Brian Klepper and David C. Kibbe

Six months ago, who could have imagined that a large percentage of rank-and-file Americans would support the Occupy Wall Street (OWS) against special interests’ rigging of the American dream? So why not go to the next step? Why not pointedly ask political candidates, “Will you take money from lobbyists?” and “If elected, what will you do to stop special interest influence?”

Most Americans are deeply disturbed by this issue. In a recent Time Magazine poll of people familiar with the OWS protests, 86 percent thought that “Wall Street and its lobbyists have too much influence in Washington.” Gallup found that 68 percent of Americans think corporations should have less political influence.

These trends didn’t just happen. They resulted from special interests’ vigilant attention to legislative possibility, lubricated by the exchange of money for votes. Influence peddling is now so accepted in American politics that the Center for Responsive Politics (CRP) has established a lobbying data base, Open Secrets. But making lobbying contributions transparent hasn’t slowed the torrent of money that re-shapes law and wealth distribution.

Since 1952, the percentage of gross domestic product (GDP) represented by corporate taxes has plummeted from 6.1 to 1.0 percent, while the percentage represented by employment taxes has skyrocketed from 1.8 to 6.3 percent. Meanwhile, a just released Congressional Budget Office study confirmed that the top 1 percent of earners more than doubled their share of the nation’s after tax income over the last 30 years.

CRP’s numbers show that 13,000 lobbyists contributed $3.5 billion in Congress in 2010.  Considering that Congress influences the flow and distribution of a $15 trillion national economy, these investments promote unfair advantages extremely cost-effectively. Politicians from both parties fund their campaigns with the money, shrug off the system’s financial conflicts, and apparently avoid thinking too hard about the consequences.
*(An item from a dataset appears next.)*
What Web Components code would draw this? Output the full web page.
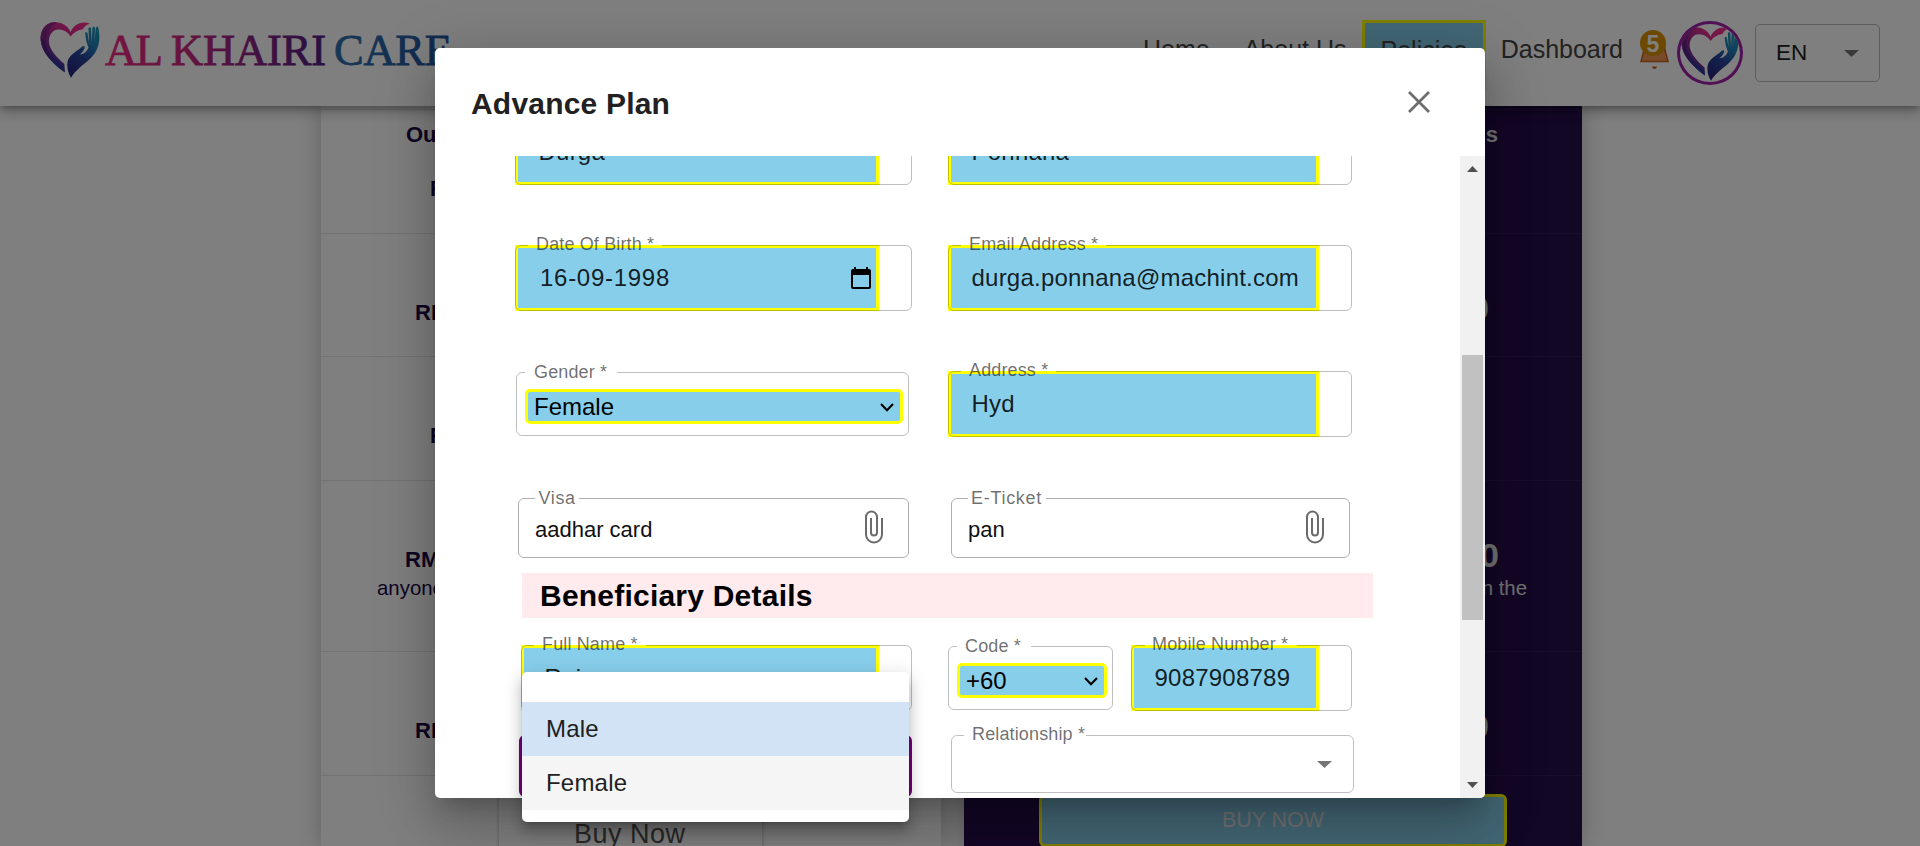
<!DOCTYPE html>
<html lang="en">
<head>
<meta charset="utf-8">
<title>Al Khairi Care</title>
<style>
html,body{margin:0;height:846px;overflow:hidden;background:#fff;font-family:"Liberation Sans",Arial,sans-serif}
</style>
</head>
<body>
<care-app></care-app>
<script>
const define=(name,html)=>{
  const t=document.createElement('template');t.innerHTML=html;
  customElements.define(name,class extends HTMLElement{
    constructor(){super();this.attachShadow({mode:'open'});}
    connectedCallback(){
      if(this.shadowRoot.childNodes.length)return;
      this.shadowRoot.append(t.content.cloneNode(true));
      this.shadowRoot.querySelectorAll('[data-attr]').forEach(e=>{e.textContent=this.getAttribute(e.dataset.attr)||'';});
    }
  });
};

define('heart-hand',`
<style>:host{display:block}svg{display:block;width:100%;height:100%}</style>
<svg viewBox="0 0 182 172" preserveAspectRatio="none">
<defs>
<linearGradient id="r" x1=".95" y1="0" x2=".2" y2="1"><stop offset="0" stop-color="#ff2f8e"/><stop offset=".3" stop-color="#e02c90"/><stop offset=".6" stop-color="#8a2a90"/><stop offset="1" stop-color="#2a3a98"/></linearGradient>
<linearGradient id="l" x1="0" y1="0" x2=".3" y2="1"><stop offset="0" stop-color="#b02a88"/><stop offset=".45" stop-color="#5a2080"/><stop offset="1" stop-color="#2a3aa0"/></linearGradient>
<linearGradient id="h" x1=".8" y1="0" x2=".3" y2="1"><stop offset="0" stop-color="#1c94b8"/><stop offset=".3" stop-color="#2080b8"/><stop offset=".6" stop-color="#27459c"/><stop offset="1" stop-color="#26267c"/></linearGradient>
</defs>
<path fill="url(#r)" d="M93 33C82 10 60 2 42 4C15 6 0 30 2 58C6 95 35 125 75 155L74 130C50 110 28 85 27 62C27 40 40 24 58 26C75 27 86 36 93 47C100 38 110 28 130 25Q136 12 152 8C130 0 105 6 93 33Z"/>
<path fill="url(#l)" d="M42 4C15 6 0 30 2 58C6 95 35 125 75 155L73 139C40 112 16 88 17 58C18 32 30 16 52 5Z"/>
<path fill="url(#h)" d="M94 171C84 156 80 135 85 118C92 100 115 90 127 78Q137 72 135 82C133 90 126 96 121 101C133 101 143 92 147 80Q138 60 137 37Q139 30 144 36L149 66L147 23Q151 14 155 23L157 66L159 21Q163 12 167 21L165 66L169 22Q173 12 177 20C186 60 176 92 152 114C132 132 108 148 94 171Z"/>
</svg>`);

define('brand-logo',`
<style>:host{display:flex;align-items:flex-start;height:60px}heart-hand{width:60px;height:57px;margin-top:1px}
svg{display:block;width:350px;height:60px;margin-left:4px;overflow:visible}text{font-family:"Liberation Serif",serif;font-size:44.5px}</style>
<heart-hand></heart-hand>
<svg viewBox="0 0 350 60"><defs>
<linearGradient id="p" gradientUnits="userSpaceOnUse" x1="0" y1="0" x2="224" y2="0"><stop offset="0" stop-color="#ee2a84"/><stop offset=".35" stop-color="#cc287e"/><stop offset=".65" stop-color="#8c2382"/><stop offset="1" stop-color="#4f2084"/></linearGradient>
<linearGradient id="b" gradientUnits="userSpaceOnUse" x1="230" y1="0" x2="350" y2="0"><stop offset="0" stop-color="#2d70ac"/><stop offset="1" stop-color="#24539c"/></linearGradient></defs>
<text x="1" y="44.5" fill="url(#p)" stroke="url(#p)" stroke-width=".8" textLength="58">AL</text>
<text x="67" y="44.5" fill="url(#p)" stroke="url(#p)" stroke-width=".8" textLength="155">KHAIRI</text>
<text x="230" y="44.5" fill="url(#b)" stroke="url(#b)" stroke-width=".8" textLength="118">CARE</text></svg>`);

define('nav-link',`
<style>:host{display:block;box-sizing:border-box;height:42px;padding:0 17px;line-height:42px;font-size:25px;color:#444;white-space:nowrap}
:host([active]){height:70px;border:3px solid #ff0;background:#87ceeb;padding:0 16px;line-height:54px}</style><slot></slot>`);

define('bell-badge',`
<style>:host{display:block;position:relative;width:29px;height:40px}svg{display:block}
span{position:absolute;left:0;top:0;width:26px;height:26px;border-radius:50%;background:#d89000;color:#fff;font:bold 23px/28px "Liberation Sans",sans-serif;text-align:center}</style>
<svg width="29" height="40"><path d="M4 20Q5 4 14 3Q24 4 25 20L28 31.5H1Z" fill="#ee9752" stroke="#c8601c" stroke-width="1.5"/><path d="M12 36.5H17Q16.500 39 14.500 39Q12.500 39 12 36.500Z" fill="#c8601c"/></svg><span>5</span>`);

define('lang-select',`
<style>:host{display:flex;box-sizing:border-box;width:125px;height:58px;border:1px solid #bbb;border-radius:5px;align-items:center;justify-content:space-between;padding:0 20px 0 20px;color:#222;font-size:22.5px}</style>
<span><slot></slot></span><svg width="15" height="7"><path d="M0 0H15L7.5 7Z" fill="#757575"/></svg>`);

define('site-header',`
<style>:host{display:flex;box-sizing:border-box;height:106px;background:#fff;position:relative;box-shadow:0 3px 5px -1px rgba(0,0,0,.2),0 6px 12px rgba(0,0,0,.28);padding:20px 40px 0 40px}
nav{display:flex;margin-left:auto;align-items:flex-start}
nav-link{margin-top:8px}nav-link[active]{margin-top:0;margin-left:-2px;margin-right:-2px}
bell-badge{margin:10px 8px 0 0}.av{box-sizing:border-box;width:66px;height:64px;border:3px solid #a020a8;border-radius:50%;margin:1px 12px 0 0;overflow:hidden}
.av heart-hand{width:58px;height:55px;margin:2px 1px}lang-select{margin-top:4px}</style>
<brand-logo></brand-logo>
<nav><nav-link>Home</nav-link><nav-link>About Us</nav-link><nav-link active>Policies</nav-link><nav-link>Dashboard</nav-link>
<bell-badge></bell-badge><div class="av"><heart-hand></heart-hand></div><lang-select>EN</lang-select></nav>`);

define('plan-row',`
<style>:host{display:block;box-sizing:border-box;height:123.6px;border-bottom:1px solid var(--line);overflow:hidden;white-space:nowrap}
:host([tall]){height:171.4px}
.a{height:52px;font:bold 22px/50px "Liberation Sans",sans-serif}.b{height:28px;margin-top:13px;font:bold var(--bs,22px)/var(--bl,28px) "Liberation Sans",sans-serif}
.c{height:29px;font-size:20.4px;line-height:29px}</style>
<div class="a"><slot name="a"></slot></div><div class="b"><slot name="b"></slot></div><div class="c"><slot></slot></div>`);

define('plan-card',`
<style>:host{display:block;box-sizing:border-box;height:740px;box-shadow:0 0 22px rgba(0,0,0,.25);background:#fff;color:#1d0846;--line:#e6e6e6}
:host([dark]){background:#260e4c;color:#e2e2e2;text-align:right;--line:#32195a;--bs:34px;--bl:19px}
.top{height:4px;border-bottom:1px solid var(--line);box-sizing:border-box}</style>
<div class="top"></div><slot></slot>`);

define('plans-page',`
<style>:host{display:flex;gap:23px;padding-left:321px;height:740px;overflow:hidden}
plan-card{width:620px}plan-card[dark]{width:618px}
span{display:inline-block}
.buy{box-sizing:border-box;width:263px;height:70px;margin-left:178px;margin-top:15px;box-shadow:0 0 4px rgba(0,0,0,.3);padding-left:75px;font-size:27px;line-height:86px;letter-spacing:.5px;color:#555;white-space:nowrap}
.cta{box-sizing:border-box;width:468px;height:53px;margin:18px 0 0 75px;border:3px solid #ff0;border-radius:6px;background:#87ceeb;color:#e4e4e4;text-align:center;font-size:21.4px;line-height:46px}</style>
<plan-card>
<plan-row><span slot="a" style="margin-left:85px">Ou</span><span slot="b" style="margin-left:109px">R</span></plan-row>
<plan-row><span slot="b" style="margin-left:94px">RM</span></plan-row>
<plan-row><span slot="b" style="margin-left:109px">R</span></plan-row>
<plan-row tall><span slot="b" style="margin-left:84px">RM</span><span style="margin-left:56px">anyone</span></plan-row>
<plan-row><span slot="b" style="margin-left:94px">RM</span></plan-row>
<div class="buy">Buy Now</div>
</plan-card>
<plan-card dark>
<plan-row><span slot="a" style="margin-right:84px">s</span></plan-row>
<plan-row><span slot="b" style="margin-right:93px">0</span></plan-row>
<plan-row></plan-row>
<plan-row tall><span slot="b" style="margin-right:83px">0</span><span style="margin-right:55px">n the</span></plan-row>
<plan-row><span slot="b" style="margin-right:93px">0</span></plan-row>
<div class="cta">BUY NOW</div>
</plan-card>`);

/* Outlined field: slot content fills the box, the outline and the label lie over it. */
define('form-field',`
<style>:host{display:block;position:relative;box-sizing:border-box;width:var(--w);height:var(--h,66px);flex:none}
fieldset{position:absolute;inset:0;margin:0;padding:0;border:1px solid var(--oc,rgba(0,0,0,.25));border-radius:6px;min-width:0;pointer-events:none}
legend{height:1px;padding:0;margin-left:var(--nx,12px);width:var(--nw,0)}
label{position:absolute;left:var(--lx,22px);top:var(--ly,-11px);font-size:18px;line-height:20px;letter-spacing:var(--ls,.14px);color:rgba(0,0,0,.58);white-space:nowrap}
.in{display:flex;box-sizing:border-box;height:100%}</style>
<div class="in"><slot></slot></div><fieldset><legend></legend></fieldset><label data-attr="label"></label>`);

define('fill-input',`
<style>:host{display:flex;align-items:center;box-sizing:border-box;width:var(--fw);height:100%;border:3px solid #ff0;background:#87ceeb;padding:0 6px 0 var(--px,20.5px);font-size:24px;letter-spacing:.225px;color:rgba(0,0,0,.87);white-space:nowrap}
svg{margin-left:auto;display:none}:host([date]) svg{display:block;margin-right:-1px}:host([date]){letter-spacing:.72px}</style>
<slot></slot><svg width="20" height="22" viewBox="0 0 20 22"><path fill="#000" fill-rule="evenodd" d="M3 0H5V2H15V0H17V2H18Q20 2 20 4V20Q20 22 18 22H2Q0 22 0 20V4Q0 2 2 2H3ZM2 8V20H18V8Z"/></svg>`);

define('fill-select',`
<style>:host{display:flex;align-items:center;justify-content:space-between;box-sizing:border-box;height:35px;width:var(--sw);margin:17px 0 0 9px;border:3px solid #ff0;border-radius:5px;background:#87ceeb;padding:1px 6px 0;font-size:24px;color:#000}</style>
<span><slot></slot></span><svg width="14" height="9" viewBox="0 0 14 9"><path d="M1 1L7 7.3L13 1" fill="none" stroke="#000" stroke-width="2.1"/></svg>`);

define('file-input',`
<style>:host{display:flex;align-items:center;justify-content:space-between;width:100%;height:100%;box-sizing:border-box;padding:0 26px 0 17px;font-size:22px;color:#111}svg{margin-top:-3px}span{margin-top:4px}</style>
<span><slot></slot></span><svg width="18" height="34" viewBox="0 0 18 34"><path d="M17 8V24.5A8 8 0 0 1 1 24.5V7A5.5 5.5 0 0 1 12 7V22.5A3 3 0 0 1 6 22.5V8" fill="none" stroke="#6b6b6b" stroke-width="2"/></svg>`);

define('down-arrow',`<style>:host{display:block}svg{display:block}</style><svg width="15" height="7"><path d="M0 0H15L7.5 7Z" fill="#757575"/></svg>`);

define('section-title',`<style>:host{display:block;width:851px;height:45px;box-sizing:border-box;background:#ffebee;padding-left:18px;font:bold 30px/45px "Liberation Sans",sans-serif;letter-spacing:.22px;color:#000}</style><slot></slot>`);

define('scroll-bar',`
<style>:host{display:flex;flex-direction:column;align-items:center;width:25px;background:#f1f1f1;box-sizing:border-box;padding:10px 0}
.t{width:21px;height:265px;margin-top:183px;background:#c1c1c1}.d{margin-top:auto}svg{display:block}</style>
<svg width="11" height="6"><path d="M0 6L5.5 0L11 6Z" fill="#505050"/></svg><div class="t"></div><svg class="d" width="11" height="6"><path d="M0 0H11L5.5 6Z" fill="#505050"/></svg>`);

define('plan-dialog',`
<style>:host{display:flex;flex-direction:column;width:1050px;height:750px;background:#fff;border-radius:5px;overflow:hidden;box-shadow:0 14px 19px -9px rgba(0,0,0,.2),0 30px 48px 4px rgba(0,0,0,.14),0 11px 58px 10px rgba(0,0,0,.12)}
header{display:flex;justify-content:space-between;height:108px;flex:none;box-sizing:border-box;padding:0 55px 0 36px;font:bold 30px/111px "Liberation Sans",sans-serif;letter-spacing:.2px;color:#212121}
header svg{margin-top:43px}
.body{display:flex;flex:1;min-height:0}.form{flex:1;overflow:hidden}
.row{display:flex;margin-bottom:60px}.first{margin-top:-37px}</style>
<header><span>Advance Plan</span><svg width="22" height="22" viewBox="0 0 22 22"><path d="M1 1L21 21M21 1L1 21" stroke="#6d6d6d" stroke-width="2.7"/></svg></header>
<div class="body"><div class="form">
<div class="row first" style="padding-left:80px;gap:36px">
<form-field style="--w:397px"><fill-input style="--fw:364px">Durga</fill-input></form-field>
<form-field style="--w:404px"><fill-input style="--fw:371px">Ponnana</fill-input></form-field></div>
<div class="row" style="padding-left:80px;gap:36px">
<form-field label="Date Of Birth *" style="--w:397px;--nw:134px;--lx:21px"><fill-input date style="--fw:364px;--px:22px">16-09-1998</fill-input></form-field>
<form-field label="Email Address *" style="--w:404px;--nw:145px;--lx:21px"><fill-input style="--fw:371px">durga.ponnana@machint.com</fill-input></form-field></div>
<div class="row" style="padding-left:81px;gap:39px">
<form-field label="Gender *" style="--w:393px;--h:64px;--nx:8px;--nw:92px;--lx:18px;--ly:-10px;margin-top:1px"><fill-select style="--sw:378px">Female</fill-select></form-field>
<form-field label="Address *" style="--w:404px;--nw:95px;--lx:21px"><fill-input style="--fw:371px">Hyd</fill-input></form-field></div>
<div class="row" style="padding-left:83px;gap:42px;margin:61px 0 15px">
<form-field label="Visa" style="--w:391px;--h:60px;--oc:#b0b0b0;--nx:16px;--nw:44px;--lx:20.5px;--ly:-10px;--ls:.6px"><file-input>aadhar card</file-input></form-field>
<form-field label="E-Ticket" style="--w:399px;--h:60px;--oc:#b0b0b0;--nx:16px;--nw:78px;--lx:20px;--ly:-10px;--ls:.7px"><file-input>pan</file-input></form-field></div>
<section-title style="margin-left:87px">Beneficiary Details</section-title>
<div class="row" style="padding-left:86px;margin:27px 0 23px">
<form-field label="Full Name *" style="--w:391px;--nw:112px;--lx:21px"><fill-input style="--fw:358px">Raja</fill-input></form-field>
<form-field label="Code *" style="--w:165px;--h:64px;--nx:8px;--nw:74px;--lx:17px;--ly:-10px;margin:1px 18px 0 36px"><fill-select style="--sw:150px">+60</fill-select></form-field>
<form-field label="Mobile Number *" style="--w:221px;--nx:13px;--nw:152px;--lx:21px"><fill-input style="--fw:188px">9087908789</fill-input></form-field></div>
<div class="row" style="padding-left:84px;gap:39px;align-items:flex-start">
<form-field style="--w:393px;--h:62px;margin-top:1px;background:#fff;box-sizing:border-box;border:3px solid #750078;border-radius:6px;--oc:transparent"></form-field>
<form-field label="Relationship *" style="--w:403px;--h:58px;--nx:12px;--nw:122px;--lx:21px;--ly:-11px;margin-top:1px"><down-arrow style="margin:26px 0 0 366px"></down-arrow></form-field></div>
</div><scroll-bar></scroll-bar></div>`);

define('menu-item',`<style>:host{display:block;height:54px;padding-left:24px;font-size:24px;line-height:54px;letter-spacing:.2px;color:#212121;background:#f5f5f5}:host([selected]){background:#d1e3f5}</style><slot></slot>`);

define('option-menu',`
<style>:host{display:block;box-sizing:border-box;width:387px;height:150px;padding-top:30px;background:#fff;border-radius:5px;box-shadow:0 6px 6px -4px rgba(0,0,0,.2),0 10px 12px 1px rgba(0,0,0,.14),0 4px 18px 3px rgba(0,0,0,.12)}</style><slot></slot>`);

define('care-app',`
<style>:host{display:block;position:relative;width:1920px;height:846px;overflow:hidden}
.page{height:846px}site-header{z-index:1}
.veil{position:absolute;inset:0;z-index:2;background:rgba(0,0,0,.5);display:flex;align-items:center;justify-content:center}
option-menu{position:absolute;left:522px;top:672px;z-index:3}</style>
<div class="page"><site-header></site-header><plans-page></plans-page></div>
<div class="veil"><plan-dialog></plan-dialog></div>
<option-menu><menu-item selected>Male</menu-item><menu-item>Female</menu-item></option-menu>`);
</script>
</body>
</html>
The intensifying ability of the powerful to buy America’s lawmakers’ votes is the greatest threat to the America that most of us grew up believing in. It is why the rich have gotten much richer, why large, profitable corporations pay no taxes, why health care costs have continued to explode, and why Americans’ social mobility is at an historic low. America has many difficult problems, but lobbying and the way we finance elections are among the deepest, facilitating many others.

Voters can facilitate rapid change by holding their representatives accountable. Asking our political candidates who they think they’re working for would be a simple but powerful way to bring America back into balance.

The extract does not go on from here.